STATED PROBLEM - Emit the data below verbatim, stripping out any pictures.

** Start of DATASET EXTRACT **

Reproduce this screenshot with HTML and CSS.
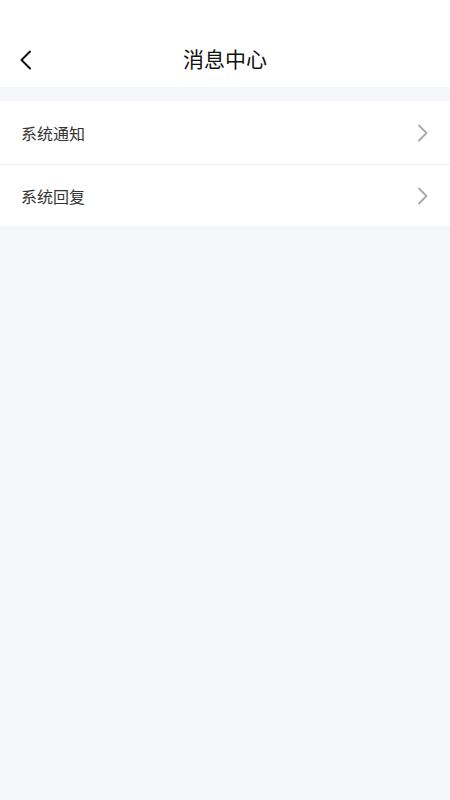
FILE: index.html
```html
<!DOCTYPE html>
<html lang="zh">
<head>
<meta charset="utf-8">
<link rel="stylesheet" href="styles.css">
</head>
<body>
<div class="page">
  <header class="nav">
    <span class="back">
      <svg width="14" height="20" viewBox="0 0 14 20"><path d="M11 1.5 L2.5 10 L11 18.5" fill="none" stroke="#111" stroke-width="2" stroke-linecap="round" stroke-linejoin="round"/></svg>
    </span>
    <h1 class="title">消息中心</h1>
  </header>
  <ul class="list">
    <li class="item"><span class="label">系统通知</span>
      <svg class="arrow" width="12" height="18" viewBox="0 0 12 18"><path d="M2 1.5 L9.5 9 L2 16.5" fill="none" stroke="#a8a8a8" stroke-width="1.8" stroke-linecap="round" stroke-linejoin="round"/></svg>
    </li>
    <li class="item"><span class="label">系统回复</span>
      <svg class="arrow" width="12" height="18" viewBox="0 0 12 18"><path d="M2 1.5 L9.5 9 L2 16.5" fill="none" stroke="#a8a8a8" stroke-width="1.8" stroke-linecap="round" stroke-linejoin="round"/></svg>
    </li>
  </ul>
</div>
</body>
</html>
```
FILE: styles.css
```css
html, body {
  margin: 0;
  padding: 0;
  background: #f5f6fa;
  font-family: "Noto Sans CJK SC", "Noto Sans", sans-serif;
}
.page {
  width: 450px;
  min-height: 800px;
  background: #f5f6fa;
}
.nav {
  height: 87px;
  background: #fff;
  position: relative;
  display: flex;
  align-items: flex-end;
  justify-content: center;
  box-sizing: border-box;
  padding-bottom: 15px;
}
.back {
  position: absolute;
  left: 19px;
  top: 50px;
  width: 14px;
  height: 20px;
  display: flex;
}
.title {
  margin: 0;
  font-size: 21px;
  font-weight: 400;
  color: #111;
  line-height: 28px;
}
.list {
  list-style: none;
  margin: 14px 0 0;
  padding: 0;
  background: #fff;
}
.item {
  height: 62px;
  display: flex;
  align-items: center;
  justify-content: space-between;
  padding: 0 21px 0 21px;
  box-sizing: border-box;
}
.item + .item {
  border-top: 1px solid #f0f0f3;
}
.item:first-child {
  height: 63px;
}
.label {
  font-size: 16px;
  color: #333;
}
.arrow {
  display: block;
}
```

** End of DATASET EXTRACT **

REPLY -
Reproduce this screenshot with HTML and CSS.
FILE: index.html
```html
<!DOCTYPE html>
<html lang="zh">
<head>
<meta charset="utf-8">
<link rel="stylesheet" href="styles.css">
</head>
<body>
<div class="page">
  <header class="nav">
    <span class="back">
      <svg width="14" height="20" viewBox="0 0 14 20"><path d="M11 1.5 L2.5 10 L11 18.5" fill="none" stroke="#111" stroke-width="2" stroke-linecap="round" stroke-linejoin="round"/></svg>
    </span>
    <h1 class="title">消息中心</h1>
  </header>
  <ul class="list">
    <li class="item"><span class="label">系统通知</span>
      <svg class="arrow" width="12" height="18" viewBox="0 0 12 18"><path d="M2 1.5 L9.5 9 L2 16.5" fill="none" stroke="#a8a8a8" stroke-width="1.8" stroke-linecap="round" stroke-linejoin="round"/></svg>
    </li>
    <li class="item"><span class="label">系统回复</span>
      <svg class="arrow" width="12" height="18" viewBox="0 0 12 18"><path d="M2 1.5 L9.5 9 L2 16.5" fill="none" stroke="#a8a8a8" stroke-width="1.8" stroke-linecap="round" stroke-linejoin="round"/></svg>
    </li>
  </ul>
</div>
</body>
</html>
```
FILE: styles.css
```css
html, body {
  margin: 0;
  padding: 0;
  background: #f5f6fa;
  font-family: "Noto Sans CJK SC", "Noto Sans", sans-serif;
}
.page {
  width: 450px;
  min-height: 800px;
  background: #f5f6fa;
}
.nav {
  height: 87px;
  background: #fff;
  position: relative;
  display: flex;
  align-items: flex-end;
  justify-content: center;
  box-sizing: border-box;
  padding-bottom: 15px;
}
.back {
  position: absolute;
  left: 19px;
  top: 50px;
  width: 14px;
  height: 20px;
  display: flex;
}
.title {
  margin: 0;
  font-size: 21px;
  font-weight: 400;
  color: #111;
  line-height: 28px;
}
.list {
  list-style: none;
  margin: 14px 0 0;
  padding: 0;
  background: #fff;
}
.item {
  height: 62px;
  display: flex;
  align-items: center;
  justify-content: space-between;
  padding: 0 21px 0 21px;
  box-sizing: border-box;
}
.item + .item {
  border-top: 1px solid #f0f0f3;
}
.item:first-child {
  height: 63px;
}
.label {
  font-size: 16px;
  color: #333;
}
.arrow {
  display: block;
}
```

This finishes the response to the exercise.